Agentic Engineering: AI as Junior Dev via Context & RPI Loop
Treat coding agents as fast but judgment-lacking junior devs: master context engineering and research-plan-implement workflow to gain 30%+ time savings without quality loss.
Mental Model: AI Agents as Enthusiastic Junior Developers
Brendan O'Leary reframes coding agents not as autocomplete tools but as collaborators akin to junior engineers. Evolved from 2020s line-finishers to 2026 executors that break down tasks, edit files, run tests, and create PRs. This shift demands treating them as "energetic enthusiastic extremely well-read often confidently wrong junior developers"—fast, tireless, ego-free, with vast knowledge across languages/frameworks, but lacking business judgment or architectural context.
Arman, Flask creator, gained >30% daily time by directing handoffs: "we're no longer just using machines we're now working with them." O'Leary stresses articulating workflows—what to hand off vs. keep—to bridge the gap where 90% of engineers use AI but few maximize it. Blind acceptance yields "technically correct and contextually wrong" code; direction amplifies human thinking.

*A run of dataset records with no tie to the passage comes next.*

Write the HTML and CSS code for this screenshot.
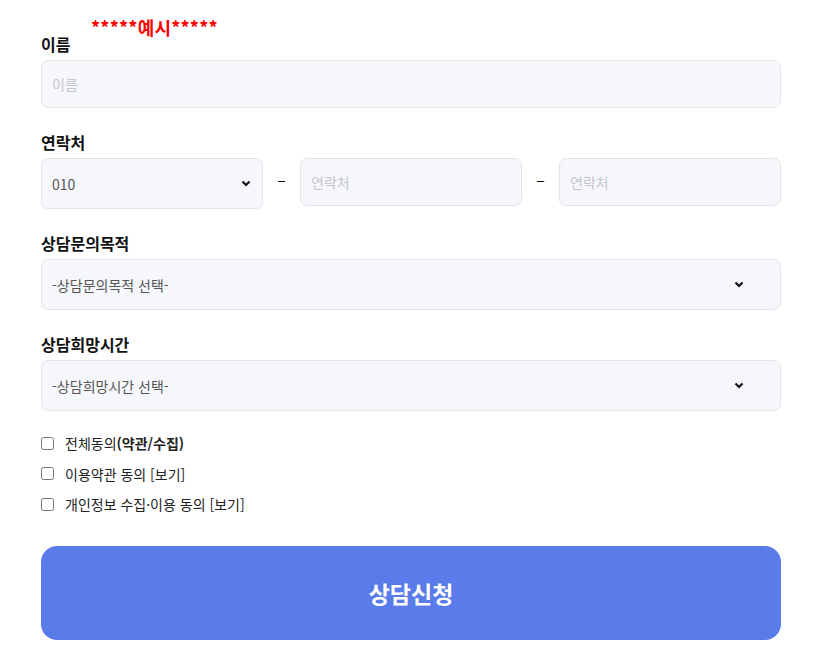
FILE: index.html
```html
<!DOCTYPE html>
<html lang="ko">

<head>
    <meta charset="UTF-8">
    <meta name="viewport" content="width=device-width, initial-scale=1.0">
    <title>상담신청</title>
    <link rel="stylesheet" href="styles.css">
</head>

<body>
    <form class="consult-form" action="#" method="post">
        <span class="sample-mark">*****예시*****</span>

        <div class="form-group">
            <label class="form-label" for="name">이름</label>
            <input class="form-input" type="text" id="name" placeholder="이름">
        </div>

        <div class="form-group">
            <label class="form-label" for="phone2">연락처</label>
            <div class="phone-row">
                <div class="phone-field select-wrap small">
                    <select class="form-select" id="phone1">
                        <option>010</option>
                        <option>011</option>
                        <option>016</option>
                        <option>017</option>
                    </select>
                    <svg class="chevron" width="10" height="7" viewBox="0 0 10 7"><path d="M1.5 1.5 L5 5 L8.5 1.5" fill="none" stroke="#111" stroke-width="2.2"/></svg>
                </div>
                <span class="dash">&ndash;</span>
                <div class="phone-field">
                    <input class="form-input" type="text" id="phone2" placeholder="연락처">
                </div>
                <span class="dash">&ndash;</span>
                <div class="phone-field">
                    <input class="form-input" type="text" id="phone3" placeholder="연락처">
                </div>
            </div>
        </div>

        <div class="form-group">
            <label class="form-label" for="purpose">상담문의목적</label>
            <div class="select-wrap">
                <select class="form-select" id="purpose">
                    <option>-상담문의목적 선택-</option>
                </select>
                <svg class="chevron" width="10" height="7" viewBox="0 0 10 7"><path d="M1.5 1.5 L5 5 L8.5 1.5" fill="none" stroke="#111" stroke-width="2.2"/></svg>
            </div>
        </div>

        <div class="form-group">
            <label class="form-label" for="time">상담희망시간</label>
            <div class="select-wrap">
                <select class="form-select" id="time">
                    <option>-상담희망시간 선택-</option>
                </select>
                <svg class="chevron" width="10" height="7" viewBox="0 0 10 7"><path d="M1.5 1.5 L5 5 L8.5 1.5" fill="none" stroke="#111" stroke-width="2.2"/></svg>
            </div>
        </div>

        <div class="agree-list">
            <label class="agree-item"><input type="checkbox" id="agreeAll"> <span>전체동의<b>(약관/수집)</b></span></label>
            <label class="agree-item"><input type="checkbox" id="agreeTerms"> <span>이용약관 동의 [보기]</span></label>
            <label class="agree-item"><input type="checkbox" id="agreePrivacy"> <span>개인정보 수집·이용 동의 [보기]</span></label>
        </div>

        <button class="submit-btn" type="submit">상담신청</button>
    </form>
</body>

</html>
```

FILE: styles.css
```css
body {
    margin: 0;
    font-family: "Noto Sans CJK KR", "Noto Sans", sans-serif;
    color: #111;
    background: #fff;
}

.consult-form {
    position: relative;
    width: 740px;
    padding: 34px 0 0 41px;
}

.sample-mark {
    position: absolute;
    left: 91px;
    top: 15px;
    font-size: 18px;
    font-weight: bold;
    line-height: 24px;
    letter-spacing: 0.2px;
    color: #ff0000;
}

.form-group + .form-group {
    margin-top: 24px;
}

.form-label {
    display: block;
    font-size: 16px;
    font-weight: bold;
    line-height: 20px;
    margin-bottom: 6px;
    color: #111;
}

.form-input,
.form-select {
    box-sizing: border-box;
    width: 100%;
    height: 48px;
    padding: 0 10px;
    font-family: inherit;
    font-size: 14px;
    color: #555;
    background-color: #f6f7fb;
    border: 1px solid #e3e5ea;
    border-radius: 7px;
    outline: none;
}

.form-input::placeholder {
    color: #c4c6cc;
}

.form-select {
    height: 51px;
    appearance: none;
    -webkit-appearance: none;
}

.select-wrap {
    position: relative;
}

.chevron {
    position: absolute;
    right: 37px;
    top: 22px;
    pointer-events: none;
}

.select-wrap.small .chevron {
    right: 12px;
}

.phone-row {
    display: flex;
    align-items: flex-start;
}

.phone-field {
    flex: 1 1 0;
    min-width: 0;
}

.dash {
    width: 37px;
    flex: none;
    text-align: center;
    line-height: 42px;
    font-size: 16px;
    color: #111;
}

.agree-list {
    display: flex;
    flex-direction: column;
    margin-top: 17px;
}

.agree-item {
    display: flex;
    align-items: center;
    height: 30.5px;
    font-size: 14px;
    color: #222;
}

.agree-item input {
    width: 13px;
    height: 13px;
    margin: 0 11px 0 0;
}

.agree-item b {
    font-weight: bold;
}

.submit-btn {
    display: block;
    width: 100%;
    height: 94px;
    margin-top: 26px;
    border: none;
    border-radius: 16px;
    background-color: #5a7bea;
    color: #fff;
    font-family: inherit;
    font-size: 23px;
    font-weight: bold;
    cursor: pointer;
}
```
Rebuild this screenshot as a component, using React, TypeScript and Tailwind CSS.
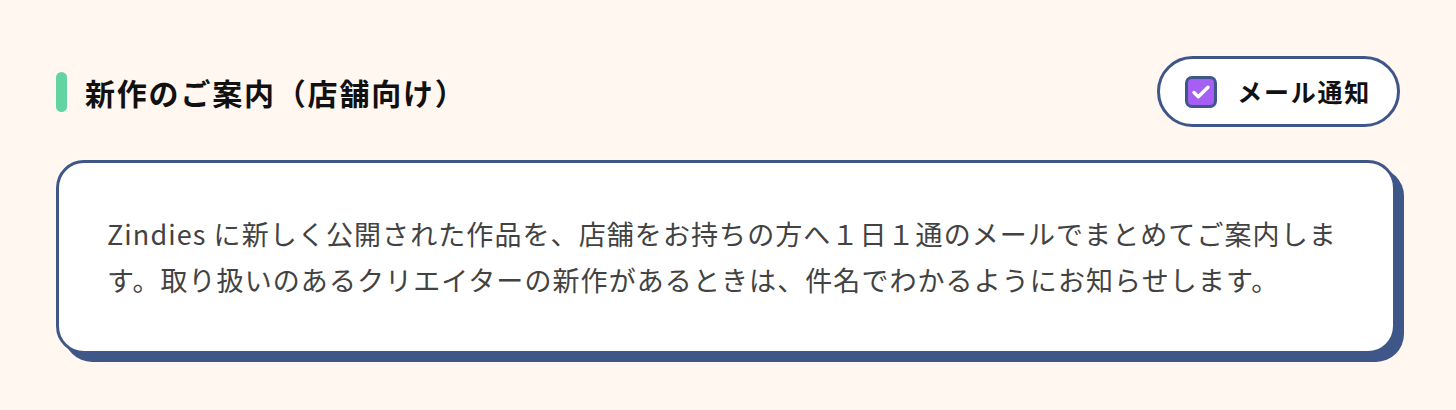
import React from "react";

export default function App() {
  return (
    <div
      className="min-h-screen w-full bg-[#fff7f0] px-[56px] pt-[56px]"
      style={{ fontFamily: '"Noto Sans CJK JP", "Noto Sans", sans-serif' }}
    >
      <div className="flex items-center justify-between">
        <div className="flex items-center gap-[18px]">
          <span className="block h-[40px] w-[11px] rounded-full bg-[#62d4a1]" />
          <h2 className="text-[30px] font-bold leading-none tracking-[0.06em] text-[#111]">
            新作のご案内（店舗向け）
          </h2>
        </div>
        <button
          type="button"
          className="flex h-[71px] items-center gap-[20px] rounded-full border-[3px] border-[#3f5788] bg-white pl-[25px] pr-[26px]"
        >
          <span className="flex h-[32px] w-[32px] items-center justify-center rounded-[7px] border-[3px] border-[#3f5788] bg-[#a55ff5]">
            <svg viewBox="0 0 24 24" className="h-[24px] w-[24px]" fill="none">
              <path
                d="M5 12.5l4.3 4.2L19 7.2"
                stroke="white"
                strokeWidth="3.4"
                strokeLinecap="round"
                strokeLinejoin="round"
              />
            </svg>
          </span>
          <span className="text-[25px] font-bold leading-none tracking-[0.07em] text-[#111]">
            メール通知
          </span>
        </button>
      </div>
      <div className="mr-[4px] mt-[33px] rounded-[28px] border-[3px] border-[#3f5788] bg-white px-[48px] py-[48px] shadow-[8px_8px_0_0_#3f5788]">
        <p className="text-[27px] leading-[46px] tracking-[0.04em] text-[#424242]">
          Zindies に新しく公開された作品を、店舗をお持ちの方へ１日１通のメールでまとめてご案内します。取り扱いのあるクリエイターの新作があるときは、件名でわかるようにお知らせします。
        </p>
      </div>
    </div>
  );
}
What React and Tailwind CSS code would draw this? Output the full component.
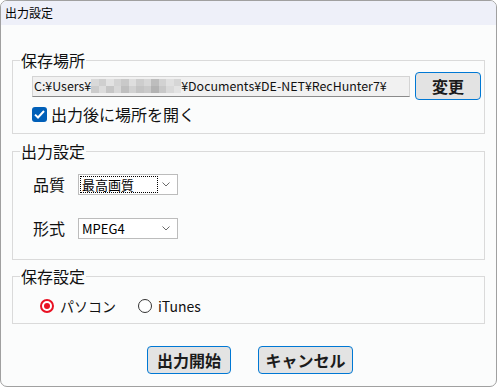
import { useState } from 'react';

const jp = { fontFamily: '"Noto Sans CJK JP", "Noto Sans", sans-serif' };

const mosaic = [
  ['#d9d9d9', '#cfcfcf', '#e2e2e2', '#d4d4d4', '#c9c9c9', '#dedede', '#cdcdcd', '#d7d7d7', '#bdbdbd', '#d2d2d2', '#e0e0e0', '#d6d6d6'],
  ['#cccccc', '#dcdcdc', '#c6c6c6', '#d8d8d8', '#bfbfbf', '#d1d1d1', '#c4c4c4', '#cacaca', '#b3b3b3', '#c8c8c8', '#d9d9d9', '#e3e3e3'],
];

const Chevron = () => (
  <svg width="8" height="5" viewBox="0 0 8 5" className="text-[#6b6b6b]">
    <path d="M0.5 0.5 L4 4 L7.5 0.5" fill="none" stroke="currentColor" strokeWidth="1" />
  </svg>
);

const Select = ({ value, focused }) => (
  <div className="flex h-[21px] w-[100px] items-center justify-between border border-[#bcbcbc] bg-white pl-[2px] pr-[7px]">
    <span
      className={`px-[1px] text-[13px] leading-[15px] text-black ${focused ? 'outline outline-1 outline-dotted outline-black' : ''}`}
      style={focused ? { width: 76 } : undefined}
    >
      {value}
    </span>
    <Chevron />
  </div>
);

const Radio = ({ checked }) =>
  checked ? (
    <span className="flex h-[14px] w-[14px] items-center justify-center rounded-full border-[2px] border-[#e81123] bg-white">
      <span className="h-[6px] w-[6px] rounded-full bg-[#e81123]" />
    </span>
  ) : (
    <span className="h-[14px] w-[14px] rounded-full border-[1.5px] border-[#333333] bg-white" />
  );

const Group = ({ title, className, children }) => (
  <fieldset className={`border border-[#dadada] px-0 ${className}`}>
    <legend className="ml-[7px] px-[1px] text-[16px] leading-[20px] text-[#111]">{title}</legend>
    {children}
  </fieldset>
);

const WinButton = ({ children, className }) => (
  <button className={`flex h-[28px] items-center justify-center rounded-[4px] border border-[#0078d4] bg-[#e3e3e3] text-[16px] font-bold text-[#1b1b1b] ${className}`}>
    {children}
  </button>
);

export default function App() {
  const [target, setTarget] = useState('pc');

  return (
    <div className="h-[387px] w-[497px] bg-white" style={jp}>
      <div className="flex h-[387px] w-[497px] flex-col overflow-hidden rounded-[7px] border border-[#a0a0a0] bg-[#fbfcfc]">
        {/* Title bar */}
        <div className="flex h-[24px] items-center bg-[#eef0f9] pl-[4px] text-[12px] text-black">出力設定</div>

        <div className="flex-1 px-[11px]">
          {/* 保存場所 */}
          <Group title="保存場所" className="mt-[25px] pb-[9px] pt-[2px]">
            <div className="flex items-center pl-[19px] pr-[3px]">
              <div className="flex h-[21px] w-[378px] items-center border border-[#d4d4d4] border-b-[#8a8a8a] bg-[#f1f1f1] pl-[1px] text-[12.4px] text-[#111]">
                <span>C:¥Users¥</span>
                <span className="flex flex-col">
                  {mosaic.map((row, i) => (
                    <span key={i} className="flex">
                      {row.map((c, j) => (
                        <span key={j} className="h-[7px] w-[7.5px]" style={{ backgroundColor: c }} />
                      ))}
                    </span>
                  ))}
                </span>
                <span>¥Documents¥DE-NET¥RecHunter7¥</span>
              </div>
              <WinButton className="ml-[5px] w-[66px]">変更</WinButton>
            </div>
            <label className="mt-[4px] flex h-[20px] items-center pl-[19px]">
              <span className="flex h-[15px] w-[15px] items-center justify-center rounded-[3px] bg-[#005fb8]">
                <svg width="11" height="9" viewBox="0 0 11 9">
                  <path d="M1 4.6 L4 7.5 L10 1" fill="none" stroke="white" strokeWidth="2" />
                </svg>
              </span>
              <span className="ml-[4px] text-[16px] leading-[20px] text-[#111]">出力後に場所を開く</span>
            </label>
          </Group>

          {/* 出力設定 */}
          <Group title="出力設定" className="mt-[7px] pb-[20px] pt-[13px]">
            <div className="flex items-center pl-[20px]">
              <span className="w-[45px] text-[16px] leading-[21px] text-[#111]">品質</span>
              <Select value="最高画質" focused />
            </div>
            <div className="mt-[23px] flex items-center pl-[20px]">
              <span className="w-[45px] text-[16px] leading-[21px] text-[#111]">形式</span>
              <Select value="MPEG4" />
            </div>
          </Group>

          {/* 保存設定 */}
          <Group title="保存設定" className="mt-[6px] pb-[7px] pt-[10px]">
            <div className="flex h-[20px] items-center pl-[27px] text-[14px] text-[#111]">
              <button className="flex items-center" onClick={() => setTarget('pc')}>
                <Radio checked={target === 'pc'} />
                <span className="ml-[6px]">パソコン</span>
              </button>
              <button className="ml-[22px] flex items-center" onClick={() => setTarget('itunes')}>
                <Radio checked={target === 'itunes'} />
                <span className="ml-[6px]">iTunes</span>
              </button>
            </div>
          </Group>

          {/* Buttons */}
          <div className="mt-[22px] flex justify-center gap-[27px] pl-[3px]">
            <WinButton className="w-[84px]">出力開始</WinButton>
            <WinButton className="w-[95px]">キャンセル</WinButton>
          </div>
        </div>
      </div>
    </div>
  );
}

Quote: "think about your AI agent as an energetic enthusiastic extremely well-read often confidently wrong junior developer" (O'Leary's core mental model, explaining why agents excel at speed/breadth but fail on nuance, urging judgment as the human edge).
Context Engineering: The Art of Selective, Isolated Inputs
Context is the linchpin: expensive (tokens compound costs), degradable (quality drops >50% window fill), and poisonable (bad/outdated/mixed inputs corrupt outputs). MCP servers auto-load context, pushing into "dumb zone." Solutions: persist externally (scratchpads, agents.md), select relevant slices (file @mentions, disable unneeded MCPs), summarize/trim post-deep dives, isolate via new sessions or parallel agents.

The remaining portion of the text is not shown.